Le chien remua la queue en fixant sur son maître ses yeux pétillants d’intelligence, et en dévorant à belles dents ce que celui-ci lui abandonnait.

Mais il s’arrêta brusquement dans son opération masticatoire, releva la tête, pointa les oreilles et hurla avec fureur.

— Silence, César ! dit Valentin, pourquoi aboyez-vous ainsi ? vous savez bien que nous sommes dans un désert, et dans les déserts, il n’y a personne, que diable !

César continuait ses hurlements sans écouter son maître.

— Hum ! dit Louis, je ne partage pas ton opinion, je crois que les déserts en Amérique sont trop habités.

— Tu as peut-être raison.

— Les cris de ton chien ne sont pas naturels, nous devrions prendre certaines précautions.

— Laisse-moi faire, dit Valentin ; et s’adressant au Terre-Neuve : ah çà ! vous ne voulez pas vous taire, César, cela devient ennuyeux à la fin, voyons donc ce qui vous tourmente ainsi ? auriez-vous senti un cerf ? Caramba ! ce serait une bonne aubaine pour nous.

Il se leva et jeta un regard interrogateur autour de lui ; mais il se baissa aussitôt en saisissant son rifle, tout en faisant signe à Louis de prendre le sien, afin d’être prêt à tout événement.

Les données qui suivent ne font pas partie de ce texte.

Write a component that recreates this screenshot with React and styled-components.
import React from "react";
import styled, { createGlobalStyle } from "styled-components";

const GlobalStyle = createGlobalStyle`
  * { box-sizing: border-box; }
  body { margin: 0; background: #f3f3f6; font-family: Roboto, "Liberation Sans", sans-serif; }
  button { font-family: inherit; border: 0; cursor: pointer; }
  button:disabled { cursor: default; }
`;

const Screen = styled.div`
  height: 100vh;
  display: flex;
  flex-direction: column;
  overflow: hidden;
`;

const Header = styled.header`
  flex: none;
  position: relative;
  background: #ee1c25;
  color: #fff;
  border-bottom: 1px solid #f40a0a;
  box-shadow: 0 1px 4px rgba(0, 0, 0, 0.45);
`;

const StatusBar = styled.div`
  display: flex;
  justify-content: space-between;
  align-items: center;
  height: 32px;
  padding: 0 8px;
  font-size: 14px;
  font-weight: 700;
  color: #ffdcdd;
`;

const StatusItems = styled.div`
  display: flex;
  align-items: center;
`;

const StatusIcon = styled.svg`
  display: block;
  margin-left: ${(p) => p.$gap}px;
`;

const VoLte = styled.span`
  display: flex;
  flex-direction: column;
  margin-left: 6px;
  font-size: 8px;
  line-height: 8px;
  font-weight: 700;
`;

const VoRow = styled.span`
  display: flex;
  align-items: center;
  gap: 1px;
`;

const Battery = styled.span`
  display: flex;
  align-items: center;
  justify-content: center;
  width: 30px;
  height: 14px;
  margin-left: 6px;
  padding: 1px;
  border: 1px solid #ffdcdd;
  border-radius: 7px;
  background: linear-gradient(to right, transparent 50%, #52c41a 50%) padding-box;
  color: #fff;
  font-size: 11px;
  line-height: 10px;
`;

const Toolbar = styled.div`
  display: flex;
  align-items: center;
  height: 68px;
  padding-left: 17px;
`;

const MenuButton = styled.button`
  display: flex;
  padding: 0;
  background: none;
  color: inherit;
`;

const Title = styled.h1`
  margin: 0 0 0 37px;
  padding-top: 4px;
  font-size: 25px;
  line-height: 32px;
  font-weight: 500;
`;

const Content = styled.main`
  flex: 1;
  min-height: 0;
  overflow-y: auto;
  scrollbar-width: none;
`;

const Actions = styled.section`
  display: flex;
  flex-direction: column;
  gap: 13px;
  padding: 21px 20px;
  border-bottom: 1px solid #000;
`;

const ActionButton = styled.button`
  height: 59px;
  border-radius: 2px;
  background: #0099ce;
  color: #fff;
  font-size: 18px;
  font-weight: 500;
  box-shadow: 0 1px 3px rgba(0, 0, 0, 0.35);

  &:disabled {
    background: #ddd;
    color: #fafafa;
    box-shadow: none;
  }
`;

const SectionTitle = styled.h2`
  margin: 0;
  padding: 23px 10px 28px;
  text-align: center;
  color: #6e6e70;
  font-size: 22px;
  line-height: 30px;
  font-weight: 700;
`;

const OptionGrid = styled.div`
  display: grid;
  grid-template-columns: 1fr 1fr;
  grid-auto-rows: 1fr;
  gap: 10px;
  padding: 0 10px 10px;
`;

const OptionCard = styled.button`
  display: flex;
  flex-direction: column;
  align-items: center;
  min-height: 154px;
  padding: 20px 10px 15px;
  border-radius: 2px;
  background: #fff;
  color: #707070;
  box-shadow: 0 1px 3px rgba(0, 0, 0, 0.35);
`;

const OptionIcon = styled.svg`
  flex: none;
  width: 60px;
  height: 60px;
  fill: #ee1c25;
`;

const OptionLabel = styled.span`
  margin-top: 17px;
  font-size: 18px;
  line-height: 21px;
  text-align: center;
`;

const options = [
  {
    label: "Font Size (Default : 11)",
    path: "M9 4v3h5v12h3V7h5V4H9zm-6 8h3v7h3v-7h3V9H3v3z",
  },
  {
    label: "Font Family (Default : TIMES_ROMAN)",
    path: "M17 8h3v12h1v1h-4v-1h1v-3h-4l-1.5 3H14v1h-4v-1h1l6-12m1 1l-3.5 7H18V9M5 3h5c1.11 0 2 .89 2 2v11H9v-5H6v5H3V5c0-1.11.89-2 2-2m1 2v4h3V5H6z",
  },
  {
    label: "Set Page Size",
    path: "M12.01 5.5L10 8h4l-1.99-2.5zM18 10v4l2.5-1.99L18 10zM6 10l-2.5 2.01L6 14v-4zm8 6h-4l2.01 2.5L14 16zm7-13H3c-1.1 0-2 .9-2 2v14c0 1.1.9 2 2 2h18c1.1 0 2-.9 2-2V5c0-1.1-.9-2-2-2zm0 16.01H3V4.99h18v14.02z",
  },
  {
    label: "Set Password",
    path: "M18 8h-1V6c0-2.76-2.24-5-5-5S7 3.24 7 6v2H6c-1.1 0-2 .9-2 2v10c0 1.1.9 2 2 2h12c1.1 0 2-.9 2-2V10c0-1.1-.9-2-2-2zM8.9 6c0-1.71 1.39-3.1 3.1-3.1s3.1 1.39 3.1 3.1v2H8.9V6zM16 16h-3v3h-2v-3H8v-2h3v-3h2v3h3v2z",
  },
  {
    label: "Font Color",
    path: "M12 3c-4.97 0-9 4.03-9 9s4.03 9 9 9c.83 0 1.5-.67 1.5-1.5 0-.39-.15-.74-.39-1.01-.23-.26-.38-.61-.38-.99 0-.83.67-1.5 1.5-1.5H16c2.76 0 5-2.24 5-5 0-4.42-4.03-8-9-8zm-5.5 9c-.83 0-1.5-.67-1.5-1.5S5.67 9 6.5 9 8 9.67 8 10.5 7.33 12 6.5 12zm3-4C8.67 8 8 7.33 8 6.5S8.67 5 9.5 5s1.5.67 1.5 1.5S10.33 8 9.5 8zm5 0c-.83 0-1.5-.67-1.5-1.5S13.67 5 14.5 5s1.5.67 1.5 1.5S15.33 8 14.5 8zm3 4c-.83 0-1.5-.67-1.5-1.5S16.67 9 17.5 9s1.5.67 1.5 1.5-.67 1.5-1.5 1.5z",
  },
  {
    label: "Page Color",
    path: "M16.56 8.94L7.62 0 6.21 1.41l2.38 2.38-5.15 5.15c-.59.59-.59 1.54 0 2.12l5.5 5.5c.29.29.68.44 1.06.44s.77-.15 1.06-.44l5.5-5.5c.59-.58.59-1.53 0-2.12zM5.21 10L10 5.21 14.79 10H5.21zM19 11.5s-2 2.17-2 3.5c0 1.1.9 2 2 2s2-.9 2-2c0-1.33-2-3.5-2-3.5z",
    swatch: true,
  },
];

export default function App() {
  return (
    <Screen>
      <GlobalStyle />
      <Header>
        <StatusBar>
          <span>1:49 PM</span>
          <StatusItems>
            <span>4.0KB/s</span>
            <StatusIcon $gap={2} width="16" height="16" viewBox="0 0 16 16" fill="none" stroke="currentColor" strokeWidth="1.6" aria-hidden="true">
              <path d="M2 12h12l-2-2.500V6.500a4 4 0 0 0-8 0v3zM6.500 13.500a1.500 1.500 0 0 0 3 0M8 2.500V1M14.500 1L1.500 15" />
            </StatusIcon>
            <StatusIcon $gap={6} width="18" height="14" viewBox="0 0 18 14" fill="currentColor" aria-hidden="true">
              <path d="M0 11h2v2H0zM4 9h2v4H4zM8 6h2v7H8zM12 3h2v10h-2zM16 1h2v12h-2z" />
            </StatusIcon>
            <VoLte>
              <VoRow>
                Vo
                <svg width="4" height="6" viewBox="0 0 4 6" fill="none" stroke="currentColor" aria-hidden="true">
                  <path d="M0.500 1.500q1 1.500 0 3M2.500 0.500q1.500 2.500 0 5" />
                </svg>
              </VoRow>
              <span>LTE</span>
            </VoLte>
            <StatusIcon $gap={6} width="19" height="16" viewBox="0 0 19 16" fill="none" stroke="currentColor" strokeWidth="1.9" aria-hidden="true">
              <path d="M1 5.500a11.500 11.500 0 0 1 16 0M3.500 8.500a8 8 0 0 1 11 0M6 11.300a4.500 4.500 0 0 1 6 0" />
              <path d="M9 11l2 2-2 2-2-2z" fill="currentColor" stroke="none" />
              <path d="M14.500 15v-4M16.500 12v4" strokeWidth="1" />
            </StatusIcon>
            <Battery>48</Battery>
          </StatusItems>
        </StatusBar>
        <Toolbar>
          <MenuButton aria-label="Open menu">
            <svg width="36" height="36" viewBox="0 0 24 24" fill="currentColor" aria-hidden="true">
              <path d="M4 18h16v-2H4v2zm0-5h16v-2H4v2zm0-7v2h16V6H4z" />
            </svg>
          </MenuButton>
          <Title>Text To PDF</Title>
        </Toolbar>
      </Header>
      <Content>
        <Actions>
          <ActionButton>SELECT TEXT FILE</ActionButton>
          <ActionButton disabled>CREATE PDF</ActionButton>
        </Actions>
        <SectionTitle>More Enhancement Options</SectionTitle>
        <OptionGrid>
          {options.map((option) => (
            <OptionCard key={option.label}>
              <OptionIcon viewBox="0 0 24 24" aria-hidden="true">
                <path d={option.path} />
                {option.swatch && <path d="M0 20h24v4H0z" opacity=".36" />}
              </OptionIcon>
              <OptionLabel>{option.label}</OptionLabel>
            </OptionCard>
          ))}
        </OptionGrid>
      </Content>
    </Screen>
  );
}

— Diable ! fit-il, César avait raison et je dois convenir que je ne suis qu’un imbécile ; vois donc, Louis ?

Celui-ci dirigea les yeux du côté que son compagnon lui indiquait.

— Oh ! oh ! dit-il, qu’est ceci ?

— Hum ! je crois qu’il nous va falloir en découdre.

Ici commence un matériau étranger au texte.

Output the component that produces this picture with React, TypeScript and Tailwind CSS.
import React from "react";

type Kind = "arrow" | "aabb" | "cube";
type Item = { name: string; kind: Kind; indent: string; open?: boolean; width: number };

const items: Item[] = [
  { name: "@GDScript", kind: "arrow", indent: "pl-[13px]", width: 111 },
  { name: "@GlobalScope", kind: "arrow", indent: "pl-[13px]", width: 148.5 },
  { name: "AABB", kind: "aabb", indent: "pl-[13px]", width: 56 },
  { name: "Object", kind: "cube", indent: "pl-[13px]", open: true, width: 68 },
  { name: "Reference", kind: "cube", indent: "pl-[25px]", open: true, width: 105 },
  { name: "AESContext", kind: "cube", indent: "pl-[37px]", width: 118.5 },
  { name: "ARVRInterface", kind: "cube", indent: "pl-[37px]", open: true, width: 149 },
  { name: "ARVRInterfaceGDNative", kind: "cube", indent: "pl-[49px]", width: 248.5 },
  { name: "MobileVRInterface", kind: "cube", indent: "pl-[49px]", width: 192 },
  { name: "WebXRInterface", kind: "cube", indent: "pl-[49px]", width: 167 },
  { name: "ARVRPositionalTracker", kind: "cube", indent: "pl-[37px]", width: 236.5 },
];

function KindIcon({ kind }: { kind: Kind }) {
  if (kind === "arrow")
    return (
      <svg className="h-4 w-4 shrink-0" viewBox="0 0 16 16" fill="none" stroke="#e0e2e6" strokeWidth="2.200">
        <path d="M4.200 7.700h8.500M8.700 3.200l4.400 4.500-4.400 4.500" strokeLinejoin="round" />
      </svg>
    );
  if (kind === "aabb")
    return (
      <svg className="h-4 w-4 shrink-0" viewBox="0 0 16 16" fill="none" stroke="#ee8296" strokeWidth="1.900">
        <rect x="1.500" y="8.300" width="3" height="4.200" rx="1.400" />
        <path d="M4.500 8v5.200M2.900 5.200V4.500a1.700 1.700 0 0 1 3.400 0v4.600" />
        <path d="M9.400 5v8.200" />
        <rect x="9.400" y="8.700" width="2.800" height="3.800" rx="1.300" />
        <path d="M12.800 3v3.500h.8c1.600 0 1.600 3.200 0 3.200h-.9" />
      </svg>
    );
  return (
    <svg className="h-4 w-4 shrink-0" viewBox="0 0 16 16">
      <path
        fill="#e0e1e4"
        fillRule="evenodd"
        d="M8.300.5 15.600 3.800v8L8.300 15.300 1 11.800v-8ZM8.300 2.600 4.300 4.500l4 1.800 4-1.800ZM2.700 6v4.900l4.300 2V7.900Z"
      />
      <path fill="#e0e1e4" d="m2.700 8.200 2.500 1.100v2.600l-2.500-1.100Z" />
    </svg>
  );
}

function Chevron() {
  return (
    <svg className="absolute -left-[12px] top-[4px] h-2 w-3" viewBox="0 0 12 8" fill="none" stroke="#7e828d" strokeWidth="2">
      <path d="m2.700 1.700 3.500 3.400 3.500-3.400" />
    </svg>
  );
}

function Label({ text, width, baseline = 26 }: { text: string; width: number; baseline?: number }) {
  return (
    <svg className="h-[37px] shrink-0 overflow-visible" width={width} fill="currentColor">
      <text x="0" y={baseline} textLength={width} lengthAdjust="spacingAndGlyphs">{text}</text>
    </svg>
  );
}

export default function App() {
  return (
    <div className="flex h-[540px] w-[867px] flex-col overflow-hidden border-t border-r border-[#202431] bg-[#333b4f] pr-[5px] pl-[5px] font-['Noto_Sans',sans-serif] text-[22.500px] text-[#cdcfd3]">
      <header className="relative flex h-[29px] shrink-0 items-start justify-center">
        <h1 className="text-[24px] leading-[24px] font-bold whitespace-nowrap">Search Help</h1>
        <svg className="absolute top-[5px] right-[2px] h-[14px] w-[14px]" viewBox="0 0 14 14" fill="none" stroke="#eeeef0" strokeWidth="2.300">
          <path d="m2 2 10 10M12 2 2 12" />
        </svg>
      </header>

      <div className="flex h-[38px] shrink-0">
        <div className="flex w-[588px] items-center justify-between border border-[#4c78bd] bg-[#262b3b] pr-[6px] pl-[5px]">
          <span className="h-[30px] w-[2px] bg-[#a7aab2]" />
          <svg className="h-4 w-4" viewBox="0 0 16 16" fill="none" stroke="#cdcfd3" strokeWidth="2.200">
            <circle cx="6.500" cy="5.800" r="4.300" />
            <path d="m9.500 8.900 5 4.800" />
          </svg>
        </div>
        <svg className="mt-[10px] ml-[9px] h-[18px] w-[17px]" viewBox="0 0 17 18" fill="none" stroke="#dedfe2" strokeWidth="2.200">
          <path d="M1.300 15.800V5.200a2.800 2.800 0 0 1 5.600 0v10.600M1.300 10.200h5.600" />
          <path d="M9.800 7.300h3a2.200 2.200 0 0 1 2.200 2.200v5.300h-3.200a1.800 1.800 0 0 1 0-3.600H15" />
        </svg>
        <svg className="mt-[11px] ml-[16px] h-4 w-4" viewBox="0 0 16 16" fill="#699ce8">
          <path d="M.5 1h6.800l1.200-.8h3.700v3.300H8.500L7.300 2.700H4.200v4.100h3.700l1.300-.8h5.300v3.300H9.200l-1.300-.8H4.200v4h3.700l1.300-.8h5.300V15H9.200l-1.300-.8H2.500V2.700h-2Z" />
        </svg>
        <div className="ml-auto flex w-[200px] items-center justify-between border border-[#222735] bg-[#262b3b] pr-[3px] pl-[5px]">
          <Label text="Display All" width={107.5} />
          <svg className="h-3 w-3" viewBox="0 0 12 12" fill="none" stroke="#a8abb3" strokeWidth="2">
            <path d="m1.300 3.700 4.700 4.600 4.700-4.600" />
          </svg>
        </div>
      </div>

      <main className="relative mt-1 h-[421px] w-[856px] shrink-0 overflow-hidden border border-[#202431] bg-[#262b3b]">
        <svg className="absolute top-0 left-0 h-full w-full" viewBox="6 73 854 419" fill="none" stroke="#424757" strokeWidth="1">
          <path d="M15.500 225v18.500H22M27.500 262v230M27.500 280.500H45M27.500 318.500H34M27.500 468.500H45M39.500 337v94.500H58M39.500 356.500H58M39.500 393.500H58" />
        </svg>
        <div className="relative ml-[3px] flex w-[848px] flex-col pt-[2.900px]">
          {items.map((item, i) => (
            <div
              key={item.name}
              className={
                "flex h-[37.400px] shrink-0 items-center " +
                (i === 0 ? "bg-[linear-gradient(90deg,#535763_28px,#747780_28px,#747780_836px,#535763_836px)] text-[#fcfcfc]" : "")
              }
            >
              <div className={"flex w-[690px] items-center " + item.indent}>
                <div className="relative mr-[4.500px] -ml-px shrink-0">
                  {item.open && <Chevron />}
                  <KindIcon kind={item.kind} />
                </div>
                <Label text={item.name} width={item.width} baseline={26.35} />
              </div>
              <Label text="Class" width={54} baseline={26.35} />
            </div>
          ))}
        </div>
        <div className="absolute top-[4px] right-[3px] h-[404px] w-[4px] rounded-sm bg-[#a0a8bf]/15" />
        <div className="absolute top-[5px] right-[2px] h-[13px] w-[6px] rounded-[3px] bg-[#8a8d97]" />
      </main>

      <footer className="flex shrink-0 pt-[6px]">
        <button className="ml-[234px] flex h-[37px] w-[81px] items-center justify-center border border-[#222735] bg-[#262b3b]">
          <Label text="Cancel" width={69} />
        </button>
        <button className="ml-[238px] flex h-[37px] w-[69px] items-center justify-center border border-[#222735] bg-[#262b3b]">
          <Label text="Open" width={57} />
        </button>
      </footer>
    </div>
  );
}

— À la grâce de Dieu ! répondit Louis en armant son rifle.

Dix Indiens armés en guerre et montés sur de magnifiques chevaux, étaient arrêtés à vingt-cinq pas au plus des voyageurs, sans que ceux-ci pussent comprendre comment ils étaient parvenus à s’approcher aussi près d’eux sans être découverts.

Nonobstant les efforts de Valentin, César continuait ses hurlements furieux et voulait se précipiter sur les Indiens.

Les guerriers araucans, immobiles et impassibles, n’avaient fait ni un geste ni un mouvement, mais ils considéraient les deux Français avec une attention que Valentin, assez peu patient de sa nature, commençait à trouver excessivement déplacée.


  1. . Ce mot vient du verbe toquin, qui veut dire juger, commander.